- Written problem
Count the lines below that contain the word "components", and reply with only that number.

- Record set

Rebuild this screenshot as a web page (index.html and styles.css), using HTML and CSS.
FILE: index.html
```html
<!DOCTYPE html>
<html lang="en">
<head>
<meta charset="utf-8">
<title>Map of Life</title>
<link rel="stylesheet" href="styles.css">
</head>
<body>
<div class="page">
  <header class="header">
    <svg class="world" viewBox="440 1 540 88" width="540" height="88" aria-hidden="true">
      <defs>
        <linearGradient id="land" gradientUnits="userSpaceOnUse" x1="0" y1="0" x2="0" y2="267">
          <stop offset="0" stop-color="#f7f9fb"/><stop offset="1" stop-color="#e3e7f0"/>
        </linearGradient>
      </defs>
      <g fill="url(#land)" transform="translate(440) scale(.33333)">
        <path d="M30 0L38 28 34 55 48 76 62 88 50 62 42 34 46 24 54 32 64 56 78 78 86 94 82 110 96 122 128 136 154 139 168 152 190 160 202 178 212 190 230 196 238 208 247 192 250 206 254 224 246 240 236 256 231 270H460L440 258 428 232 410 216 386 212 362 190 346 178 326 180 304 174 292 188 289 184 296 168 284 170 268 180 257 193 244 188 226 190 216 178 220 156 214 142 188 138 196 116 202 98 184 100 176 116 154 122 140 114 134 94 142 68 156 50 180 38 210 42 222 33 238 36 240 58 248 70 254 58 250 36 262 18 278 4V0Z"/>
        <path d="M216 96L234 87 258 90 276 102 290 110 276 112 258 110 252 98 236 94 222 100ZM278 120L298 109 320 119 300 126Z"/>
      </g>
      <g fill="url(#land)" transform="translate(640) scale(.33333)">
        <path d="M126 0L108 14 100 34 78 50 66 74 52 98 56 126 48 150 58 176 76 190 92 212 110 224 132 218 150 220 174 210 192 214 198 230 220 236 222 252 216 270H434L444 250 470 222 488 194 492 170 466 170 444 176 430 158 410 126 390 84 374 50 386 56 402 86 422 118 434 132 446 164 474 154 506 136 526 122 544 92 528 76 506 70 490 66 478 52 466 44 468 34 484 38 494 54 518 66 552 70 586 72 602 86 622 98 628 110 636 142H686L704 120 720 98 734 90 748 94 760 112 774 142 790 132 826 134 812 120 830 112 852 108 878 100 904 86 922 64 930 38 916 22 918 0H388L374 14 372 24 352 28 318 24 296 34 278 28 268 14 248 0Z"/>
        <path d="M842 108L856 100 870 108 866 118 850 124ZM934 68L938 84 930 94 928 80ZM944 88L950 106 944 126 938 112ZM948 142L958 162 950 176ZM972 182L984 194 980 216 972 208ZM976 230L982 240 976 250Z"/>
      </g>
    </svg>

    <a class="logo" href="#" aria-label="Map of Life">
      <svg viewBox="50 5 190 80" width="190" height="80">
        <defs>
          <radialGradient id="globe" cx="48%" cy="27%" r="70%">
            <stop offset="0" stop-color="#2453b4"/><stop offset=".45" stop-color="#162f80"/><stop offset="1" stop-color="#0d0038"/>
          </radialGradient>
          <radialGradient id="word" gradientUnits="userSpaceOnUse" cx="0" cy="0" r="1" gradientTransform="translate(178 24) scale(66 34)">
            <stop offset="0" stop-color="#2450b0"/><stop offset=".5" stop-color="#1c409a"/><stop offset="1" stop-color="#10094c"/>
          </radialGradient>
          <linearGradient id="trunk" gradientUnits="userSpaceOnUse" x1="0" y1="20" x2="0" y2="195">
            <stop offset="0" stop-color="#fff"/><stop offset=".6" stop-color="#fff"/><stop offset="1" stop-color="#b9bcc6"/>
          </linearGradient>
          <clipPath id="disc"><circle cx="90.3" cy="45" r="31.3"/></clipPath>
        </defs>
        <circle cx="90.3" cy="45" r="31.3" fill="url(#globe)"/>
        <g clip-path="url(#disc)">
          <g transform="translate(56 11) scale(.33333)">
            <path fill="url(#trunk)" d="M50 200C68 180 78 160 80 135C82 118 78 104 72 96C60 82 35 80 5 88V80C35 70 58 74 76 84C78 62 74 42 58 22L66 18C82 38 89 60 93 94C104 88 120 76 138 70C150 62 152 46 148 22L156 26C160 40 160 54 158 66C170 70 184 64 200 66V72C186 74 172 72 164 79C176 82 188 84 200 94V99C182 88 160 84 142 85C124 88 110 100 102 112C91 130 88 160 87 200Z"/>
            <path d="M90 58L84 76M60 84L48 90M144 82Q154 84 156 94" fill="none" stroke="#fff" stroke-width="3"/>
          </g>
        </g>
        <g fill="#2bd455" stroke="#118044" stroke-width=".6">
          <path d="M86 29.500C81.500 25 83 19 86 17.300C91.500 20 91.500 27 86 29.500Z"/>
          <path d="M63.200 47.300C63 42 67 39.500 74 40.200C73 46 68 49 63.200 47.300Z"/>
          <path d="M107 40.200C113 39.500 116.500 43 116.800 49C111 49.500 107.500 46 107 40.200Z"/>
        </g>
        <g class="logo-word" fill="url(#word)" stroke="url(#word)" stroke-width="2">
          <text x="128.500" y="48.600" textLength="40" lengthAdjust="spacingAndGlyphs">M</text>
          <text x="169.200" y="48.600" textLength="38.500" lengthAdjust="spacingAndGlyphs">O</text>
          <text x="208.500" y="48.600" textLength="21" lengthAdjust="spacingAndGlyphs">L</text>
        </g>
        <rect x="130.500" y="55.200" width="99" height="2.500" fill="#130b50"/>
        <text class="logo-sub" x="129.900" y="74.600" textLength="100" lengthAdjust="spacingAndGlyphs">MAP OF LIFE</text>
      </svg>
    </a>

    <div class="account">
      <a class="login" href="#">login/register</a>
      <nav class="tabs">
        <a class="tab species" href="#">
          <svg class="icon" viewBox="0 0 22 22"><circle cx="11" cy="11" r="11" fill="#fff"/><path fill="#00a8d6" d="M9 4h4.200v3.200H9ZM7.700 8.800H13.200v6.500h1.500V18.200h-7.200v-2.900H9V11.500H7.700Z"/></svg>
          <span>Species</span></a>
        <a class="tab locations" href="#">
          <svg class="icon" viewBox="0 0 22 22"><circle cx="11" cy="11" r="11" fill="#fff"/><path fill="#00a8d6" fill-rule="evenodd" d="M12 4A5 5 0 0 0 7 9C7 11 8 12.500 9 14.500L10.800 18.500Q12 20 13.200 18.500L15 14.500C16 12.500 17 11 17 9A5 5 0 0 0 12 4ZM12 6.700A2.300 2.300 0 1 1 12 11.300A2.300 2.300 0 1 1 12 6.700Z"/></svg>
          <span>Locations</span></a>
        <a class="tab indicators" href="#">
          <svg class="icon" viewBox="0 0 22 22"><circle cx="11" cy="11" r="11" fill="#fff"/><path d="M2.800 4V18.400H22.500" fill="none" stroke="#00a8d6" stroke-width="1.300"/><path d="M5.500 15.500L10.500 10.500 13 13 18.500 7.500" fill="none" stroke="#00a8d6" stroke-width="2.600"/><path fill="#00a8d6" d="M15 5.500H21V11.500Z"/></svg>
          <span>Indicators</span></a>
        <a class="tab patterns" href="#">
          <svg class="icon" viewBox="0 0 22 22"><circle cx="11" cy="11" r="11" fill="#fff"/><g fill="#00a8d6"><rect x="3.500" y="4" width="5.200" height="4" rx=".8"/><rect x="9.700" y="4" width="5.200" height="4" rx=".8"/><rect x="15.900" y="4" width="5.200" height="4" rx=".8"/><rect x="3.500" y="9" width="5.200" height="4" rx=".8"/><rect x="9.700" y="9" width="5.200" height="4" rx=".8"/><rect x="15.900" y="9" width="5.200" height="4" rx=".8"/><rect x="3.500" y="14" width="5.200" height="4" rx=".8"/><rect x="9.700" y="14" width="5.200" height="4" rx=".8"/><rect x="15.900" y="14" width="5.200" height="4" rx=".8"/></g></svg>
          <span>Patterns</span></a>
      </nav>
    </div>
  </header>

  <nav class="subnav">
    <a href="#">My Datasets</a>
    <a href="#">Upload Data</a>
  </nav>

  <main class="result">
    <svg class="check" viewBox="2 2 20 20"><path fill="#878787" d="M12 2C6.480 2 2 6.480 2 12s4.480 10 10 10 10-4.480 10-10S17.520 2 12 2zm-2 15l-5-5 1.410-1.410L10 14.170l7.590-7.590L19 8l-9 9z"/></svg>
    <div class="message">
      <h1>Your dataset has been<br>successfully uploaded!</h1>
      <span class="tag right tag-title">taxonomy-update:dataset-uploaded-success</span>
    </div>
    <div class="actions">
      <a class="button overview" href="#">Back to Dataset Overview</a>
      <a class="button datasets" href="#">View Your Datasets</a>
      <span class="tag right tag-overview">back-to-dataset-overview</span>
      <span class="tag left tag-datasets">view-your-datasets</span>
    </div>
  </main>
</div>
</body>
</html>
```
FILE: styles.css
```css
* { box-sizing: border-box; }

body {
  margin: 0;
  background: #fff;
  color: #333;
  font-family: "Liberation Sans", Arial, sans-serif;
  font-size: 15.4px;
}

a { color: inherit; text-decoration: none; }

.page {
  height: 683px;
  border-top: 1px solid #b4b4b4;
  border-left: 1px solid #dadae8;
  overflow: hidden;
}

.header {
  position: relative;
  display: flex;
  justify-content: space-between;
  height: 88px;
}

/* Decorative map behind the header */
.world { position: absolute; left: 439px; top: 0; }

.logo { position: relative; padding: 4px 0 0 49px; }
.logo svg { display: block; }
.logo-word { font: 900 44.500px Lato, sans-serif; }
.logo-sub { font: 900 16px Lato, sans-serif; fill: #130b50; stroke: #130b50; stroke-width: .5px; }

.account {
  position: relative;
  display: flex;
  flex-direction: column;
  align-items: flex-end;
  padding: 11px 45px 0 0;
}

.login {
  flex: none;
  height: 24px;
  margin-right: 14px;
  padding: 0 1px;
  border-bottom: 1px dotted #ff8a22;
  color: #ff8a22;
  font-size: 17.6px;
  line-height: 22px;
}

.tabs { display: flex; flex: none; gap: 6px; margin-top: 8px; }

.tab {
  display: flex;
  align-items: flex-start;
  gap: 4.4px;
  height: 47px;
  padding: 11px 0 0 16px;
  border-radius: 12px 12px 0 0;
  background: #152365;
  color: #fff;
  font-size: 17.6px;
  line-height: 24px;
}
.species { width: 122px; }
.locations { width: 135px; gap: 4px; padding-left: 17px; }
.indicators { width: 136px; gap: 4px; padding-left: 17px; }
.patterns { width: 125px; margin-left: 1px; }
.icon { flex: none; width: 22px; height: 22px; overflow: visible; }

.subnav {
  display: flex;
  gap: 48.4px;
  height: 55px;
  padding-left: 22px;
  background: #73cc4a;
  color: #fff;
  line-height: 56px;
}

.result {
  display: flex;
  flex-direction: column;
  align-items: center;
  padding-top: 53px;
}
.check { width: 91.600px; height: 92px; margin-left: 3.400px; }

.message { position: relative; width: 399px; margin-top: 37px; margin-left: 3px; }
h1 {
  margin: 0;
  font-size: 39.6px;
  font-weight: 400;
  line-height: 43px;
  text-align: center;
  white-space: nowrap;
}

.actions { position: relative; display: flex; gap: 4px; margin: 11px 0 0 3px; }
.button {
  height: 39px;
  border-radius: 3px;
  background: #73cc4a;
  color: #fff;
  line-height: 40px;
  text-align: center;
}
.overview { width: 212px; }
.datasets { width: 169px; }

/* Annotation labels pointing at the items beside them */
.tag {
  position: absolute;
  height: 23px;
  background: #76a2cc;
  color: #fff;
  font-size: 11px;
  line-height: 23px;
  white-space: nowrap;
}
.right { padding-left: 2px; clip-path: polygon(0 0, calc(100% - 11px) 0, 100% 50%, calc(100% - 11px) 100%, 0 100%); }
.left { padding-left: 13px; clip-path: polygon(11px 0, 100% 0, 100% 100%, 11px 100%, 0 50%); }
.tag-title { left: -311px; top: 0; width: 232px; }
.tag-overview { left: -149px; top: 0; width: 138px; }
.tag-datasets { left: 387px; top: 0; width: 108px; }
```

* * *

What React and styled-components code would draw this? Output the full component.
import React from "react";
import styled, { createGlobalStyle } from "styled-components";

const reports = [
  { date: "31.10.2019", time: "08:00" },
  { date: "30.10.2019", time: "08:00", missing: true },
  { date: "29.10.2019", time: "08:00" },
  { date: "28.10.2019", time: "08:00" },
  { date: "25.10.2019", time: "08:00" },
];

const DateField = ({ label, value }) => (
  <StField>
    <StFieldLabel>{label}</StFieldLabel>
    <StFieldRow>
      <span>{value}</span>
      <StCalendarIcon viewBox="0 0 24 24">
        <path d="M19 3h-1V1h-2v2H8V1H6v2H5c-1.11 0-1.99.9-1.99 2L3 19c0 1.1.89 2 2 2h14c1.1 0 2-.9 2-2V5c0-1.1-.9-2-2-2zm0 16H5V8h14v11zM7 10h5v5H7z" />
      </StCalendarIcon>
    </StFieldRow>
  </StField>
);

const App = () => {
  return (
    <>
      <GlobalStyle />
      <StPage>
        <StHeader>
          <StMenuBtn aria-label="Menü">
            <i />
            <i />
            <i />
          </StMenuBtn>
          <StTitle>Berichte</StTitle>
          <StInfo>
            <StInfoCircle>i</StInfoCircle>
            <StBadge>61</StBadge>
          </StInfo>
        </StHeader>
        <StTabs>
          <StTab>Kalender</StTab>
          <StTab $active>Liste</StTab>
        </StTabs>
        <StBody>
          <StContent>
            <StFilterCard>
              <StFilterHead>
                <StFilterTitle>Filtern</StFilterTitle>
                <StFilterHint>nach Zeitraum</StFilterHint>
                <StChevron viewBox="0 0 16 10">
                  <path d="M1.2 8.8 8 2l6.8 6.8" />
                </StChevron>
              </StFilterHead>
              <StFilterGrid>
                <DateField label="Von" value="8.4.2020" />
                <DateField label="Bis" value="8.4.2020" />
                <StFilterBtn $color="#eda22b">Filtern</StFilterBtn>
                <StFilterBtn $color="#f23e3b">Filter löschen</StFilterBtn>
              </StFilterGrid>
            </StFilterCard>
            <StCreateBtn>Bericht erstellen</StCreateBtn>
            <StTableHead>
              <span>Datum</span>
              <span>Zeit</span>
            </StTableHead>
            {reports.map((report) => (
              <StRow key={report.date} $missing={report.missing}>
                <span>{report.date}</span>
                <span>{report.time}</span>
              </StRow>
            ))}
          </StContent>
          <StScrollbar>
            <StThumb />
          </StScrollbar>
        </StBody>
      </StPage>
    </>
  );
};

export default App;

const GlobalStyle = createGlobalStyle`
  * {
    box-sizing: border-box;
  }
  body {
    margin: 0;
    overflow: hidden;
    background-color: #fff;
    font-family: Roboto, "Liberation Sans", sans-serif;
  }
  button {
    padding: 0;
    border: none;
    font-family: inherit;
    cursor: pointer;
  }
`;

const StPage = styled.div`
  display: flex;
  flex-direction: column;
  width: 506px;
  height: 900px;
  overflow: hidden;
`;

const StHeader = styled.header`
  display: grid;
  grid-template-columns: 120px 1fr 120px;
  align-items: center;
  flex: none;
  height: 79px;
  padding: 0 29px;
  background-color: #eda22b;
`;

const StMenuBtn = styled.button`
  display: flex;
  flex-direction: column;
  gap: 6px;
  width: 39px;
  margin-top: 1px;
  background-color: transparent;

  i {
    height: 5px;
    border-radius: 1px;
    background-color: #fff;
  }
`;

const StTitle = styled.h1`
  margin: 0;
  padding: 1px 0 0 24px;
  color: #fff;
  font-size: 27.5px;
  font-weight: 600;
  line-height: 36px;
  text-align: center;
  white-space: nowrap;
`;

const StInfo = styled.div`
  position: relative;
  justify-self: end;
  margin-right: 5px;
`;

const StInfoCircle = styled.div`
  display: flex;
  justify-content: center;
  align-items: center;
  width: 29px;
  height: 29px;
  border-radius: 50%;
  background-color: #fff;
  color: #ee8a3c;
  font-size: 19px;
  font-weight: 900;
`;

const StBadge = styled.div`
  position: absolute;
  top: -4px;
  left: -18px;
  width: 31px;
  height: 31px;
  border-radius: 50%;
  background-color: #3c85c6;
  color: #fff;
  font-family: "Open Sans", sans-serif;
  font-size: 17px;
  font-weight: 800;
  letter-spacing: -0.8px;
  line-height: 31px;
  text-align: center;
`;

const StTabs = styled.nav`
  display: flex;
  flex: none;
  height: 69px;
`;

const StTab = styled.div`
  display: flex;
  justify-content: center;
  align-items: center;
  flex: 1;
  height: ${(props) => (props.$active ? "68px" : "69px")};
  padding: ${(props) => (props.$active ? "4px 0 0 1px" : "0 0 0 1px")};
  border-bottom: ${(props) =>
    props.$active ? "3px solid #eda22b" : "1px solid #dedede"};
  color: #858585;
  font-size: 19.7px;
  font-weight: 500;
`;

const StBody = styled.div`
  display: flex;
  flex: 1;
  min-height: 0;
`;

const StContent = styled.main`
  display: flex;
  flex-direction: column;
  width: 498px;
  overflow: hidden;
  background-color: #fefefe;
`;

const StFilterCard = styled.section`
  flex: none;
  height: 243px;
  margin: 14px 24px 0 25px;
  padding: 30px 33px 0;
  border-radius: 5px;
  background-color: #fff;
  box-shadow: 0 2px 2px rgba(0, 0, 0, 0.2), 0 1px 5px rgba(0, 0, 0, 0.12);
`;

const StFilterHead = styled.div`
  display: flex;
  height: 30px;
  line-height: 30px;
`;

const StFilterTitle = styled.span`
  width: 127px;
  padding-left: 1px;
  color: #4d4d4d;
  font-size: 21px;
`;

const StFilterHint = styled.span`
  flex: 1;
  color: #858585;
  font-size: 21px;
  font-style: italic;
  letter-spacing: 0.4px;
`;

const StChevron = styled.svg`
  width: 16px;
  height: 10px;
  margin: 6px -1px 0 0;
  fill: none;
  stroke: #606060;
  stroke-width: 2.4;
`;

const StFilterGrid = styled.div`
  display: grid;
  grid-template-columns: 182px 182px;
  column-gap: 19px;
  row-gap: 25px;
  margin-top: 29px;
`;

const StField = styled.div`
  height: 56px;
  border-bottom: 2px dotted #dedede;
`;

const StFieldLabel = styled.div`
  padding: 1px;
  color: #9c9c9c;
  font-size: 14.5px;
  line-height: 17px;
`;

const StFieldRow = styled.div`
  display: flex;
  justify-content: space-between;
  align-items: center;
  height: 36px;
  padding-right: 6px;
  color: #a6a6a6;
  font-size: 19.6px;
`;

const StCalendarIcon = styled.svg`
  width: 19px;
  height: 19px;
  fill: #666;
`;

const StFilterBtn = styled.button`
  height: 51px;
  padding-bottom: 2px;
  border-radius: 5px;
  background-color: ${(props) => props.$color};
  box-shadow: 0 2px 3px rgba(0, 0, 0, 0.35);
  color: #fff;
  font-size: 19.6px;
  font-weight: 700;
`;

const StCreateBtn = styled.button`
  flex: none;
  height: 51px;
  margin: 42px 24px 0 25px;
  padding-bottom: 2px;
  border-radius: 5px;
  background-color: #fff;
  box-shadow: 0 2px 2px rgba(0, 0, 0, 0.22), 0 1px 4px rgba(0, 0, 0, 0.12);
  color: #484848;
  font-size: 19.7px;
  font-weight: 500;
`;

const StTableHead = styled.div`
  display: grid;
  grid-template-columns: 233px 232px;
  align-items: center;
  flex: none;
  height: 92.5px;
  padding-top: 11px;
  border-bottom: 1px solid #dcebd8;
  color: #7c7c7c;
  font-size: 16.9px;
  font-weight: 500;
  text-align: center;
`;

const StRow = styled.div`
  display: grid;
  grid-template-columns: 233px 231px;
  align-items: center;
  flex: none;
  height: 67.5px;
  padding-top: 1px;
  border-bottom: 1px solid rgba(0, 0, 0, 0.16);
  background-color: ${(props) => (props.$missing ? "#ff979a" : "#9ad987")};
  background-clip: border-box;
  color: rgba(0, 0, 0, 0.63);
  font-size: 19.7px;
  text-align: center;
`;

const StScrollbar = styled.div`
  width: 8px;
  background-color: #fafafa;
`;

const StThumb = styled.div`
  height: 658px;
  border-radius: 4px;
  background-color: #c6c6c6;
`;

- Worked solution
2